World Cinema, which introduces films of various genres from around the world, is a crucial section that serves as the backbone of the JEONJU IFF’s programs. This year, World Cinema will feature a total of 23 titles, four more than the previous year.
First up is Laurent Cantet’s latest film Arthur Rambo. Cantet is a veteran filmmaker, whose film Human Resources (1999) was screened in the inaugural JEONJU IFF and Foxfire: Confessions of a Girl Gang (2012) opened the 14th edition. Arthur Rambo is a film based on a true story of a popular, promising writer who loses everything overnight due to the hate-filled messages he had posted to social media before he rose to fame. For the first time in years, Lee Sang-il, a third generation Korean-Japanese filmmaker based in Japan, will also present his new film Wandering, based on the novel The Wandering Moon by Nagira Yuu. Cinematographer Hong Kyung-pyo’s wonderful visual images will particularly impress the audience. Another Japanese filmmaker, Yoshino Kohei, will showcase ANIME SUPREMACY!, which tells an interesting story about two animated films in fierce competition.
Official Competition, directed by two Argentine filmmakers, begins with a wealthy businessman deciding to produce a film to make a name for himself by hiring Lola (Penélope Cruz), a prominent director who swept awards at International film festivals to direct the film. In this movie, the audience will be able to enjoy the performance of not only Penélope Cruz, but other actors such as Antonio Banderas and Oscar Martínez. Another Argentine film The Middle Ages depicts a family in lockdown during the COVID-19 pandemic. Four Journeys, which opened the 2022 Intl. Documentary Film Festival Amsterdam, is an intensely personal film about the director’s journey to find his roots after he was adopted abroad due to China´s one-child policy. In addition, World Cinema presents a variety of Asian films, including Leonor Will Never Die from the Philippines, Barbarian Invasion from Hong Kong, Virgin Blue from China, and Hit the Road from Iran.
Several music-related titles featuring musicians of various genres will also be screened this year, including the biopic of Ignacio Corsini, a legendary tango musician who was also the rival of Carlos Gardel, a prominant figure in tango history; Cesária Évora, a moving documentary on the world-famous singer of the same name from the West African island country of Cape Verde; Listening to Kenny G, which shows a multifaceted picture of Kenny G, one of the best-selling musicians of the time and the most famous jazz musician in existence; and Oscar Peterson: Black + White, a documentary about the life and music of Oscar Peterson, the most widely known jazz pianist alongside Bill Evans.
Written by Programmer CHUN Jinsu
In 1988, a novel by a Czech writer who had previously been completely unknown to South Korean readers exploded onto the publishing world.

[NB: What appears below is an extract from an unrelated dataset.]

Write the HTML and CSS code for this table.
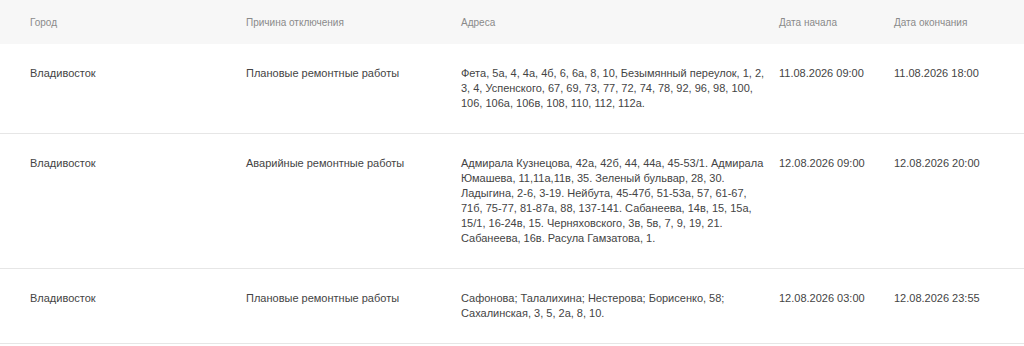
FILE: index.html
```html
<!DOCTYPE html>
<html lang="ru">
<head>
<meta charset="utf-8">
<title>Отключения</title>
<link rel="stylesheet" href="styles.css">
</head>
<body>
<div class="outages">
  <div class="row head">
    <div class="cell">Город</div>
    <div class="cell">Причина отключения</div>
    <div class="cell">Адреса</div>
    <div class="cell">Дата начала</div>
    <div class="cell">Дата окончания</div>
  </div>
  <div class="row">
    <div class="cell">Владивосток</div>
    <div class="cell">Плановые ремонтные работы</div>
    <div class="cell addr">Фета, 5а, 4, 4а, 4б, 6, 6а, 8, 10, Безымянный переулок, 1, 2, 3, 4, Успенского, 67, 69, 73, 77, 72, 74, 78, 92, 96, 98, 100, 106, 106а, 106в, 108, 110, 112, 112а.</div>
    <div class="cell">11.08.2026 09:00</div>
    <div class="cell">11.08.2026 18:00</div>
  </div>
  <div class="row">
    <div class="cell">Владивосток</div>
    <div class="cell">Аварийные ремонтные работы</div>
    <div class="cell addr">Адмирала Кузнецова, 42а, 42б, 44, 44а, 45-53/1. Адмирала Юмашева, 11,11а,11в, 35. Зеленый бульвар, 28, 30. Ладыгина, 2-6, 3-19. Нейбута, 45-47б, 51-53а, 57, 61-67, 71б, 75-77, 81-87а, 88, 137-141. Сабанеева, 14в, 15, 15а, 15/1, 16-24в, 15. Черняховского, 3в, 5в, 7, 9, 19, 21. Сабанеева, 16в. Расула Гамзатова, 1.</div>
    <div class="cell">12.08.2026 09:00</div>
    <div class="cell">12.08.2026 20:00</div>
  </div>
  <div class="row">
    <div class="cell">Владивосток</div>
    <div class="cell">Плановые ремонтные работы</div>
    <div class="cell addr">Сафонова; Талалихина; Нестерова; Борисенко, 58; Сахалинская, 3, 5, 2а, 8, 10.</div>
    <div class="cell">12.08.2026 03:00</div>
    <div class="cell">12.08.2026 23:55</div>
  </div>
</div>
</body>
</html>
```

FILE: styles.css
```css
html, body {
  margin: 0;
  padding: 0;
  background: #ffffff;
}

body {
  font-family: "Liberation Sans", Arial, sans-serif;
  font-size: 11px;
  line-height: 15px;
  color: #444444;
}

.outages {
  width: 1024px;
}

.row {
  display: grid;
  grid-template-columns: 216px 215px 318px 115px 1fr;
  padding: 22px 0 22px 30px;
  border-bottom: 1px solid #e6e6e6;
}

.row.head {
  background: #f7f7f7;
  border-bottom: none;
  padding: 0 0 0 30px;
  height: 44px;
  align-items: center;
  font-size: 10px;
  color: #8a8a8a;
}

.addr {
  padding-right: 14px;
}
```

Milan Kundera´s masterpiece The Unbearable Lightness of Being was made into a film by Philip Kaufman and released in Korea under the title The Prague Spring. The publishing house that first introduced Kundera´s works to Korean readers became the second, only after a French publishing house, in the world to produce a 15-volume, complete collection of his works in 2013, twenty-five years after the film’s release.
As a writer who gained immense popularity in Korea, Milan Kundera is widely known for his profound knowledge of music under the influence of his musicologist and pianist father. Kundera is also well-known to have studied literature and aesthetics at the Faculty of Arts at Charles University but soon transferred to the Film Faculty of the Academy of Performing Arts in Prague. Upon graduation, he taught literature at the same school, and had a great influence on the Czech New Wave filmmakers, including Miloš Forman and Agnieszka Holland. Not only that, but he was also directly involved in performing arts and visual arts, writing scripts for films and plays.
The documentary Milan Kundera: From the Joke to Insignificance, produced in 2022, is an intriguing film that explains the life and artistic world of this world-famous artist with a rich collection of rare materials. In highlighting this film, I wanted to create an opportunity to screen the films based on his novels and creative scenarios that were introduced in the documentary itself, and so three such films from the 1960s will be shown at this year’s World Cinema section. The 1965 film Nobody Gets the Last Laugh is an adaptation of Kundera´s short story and the directorial debut by Hynek Bočan, who studied under Milan Kundera at the Academy of Performing Arts in Prague. The Joke, a 1968 film directed by Jaromil Jireš, shows the irony in which a silly joke made in a gloomy era leads to a joker’s tragic fate. Also adapted from Milan Kundera´s short story, the 1969 film I, Distressing God expresses Kundera´s unique brand of absurdity and wit, as well as revenge and paradox.
Although literature and cinema are already closely related, we hope that the screening of these three films from the 1960s and the documentary on Kundera will provide an opportunity for the audience to see that literature is much more cinematic in the world of Milan Kundera´s work.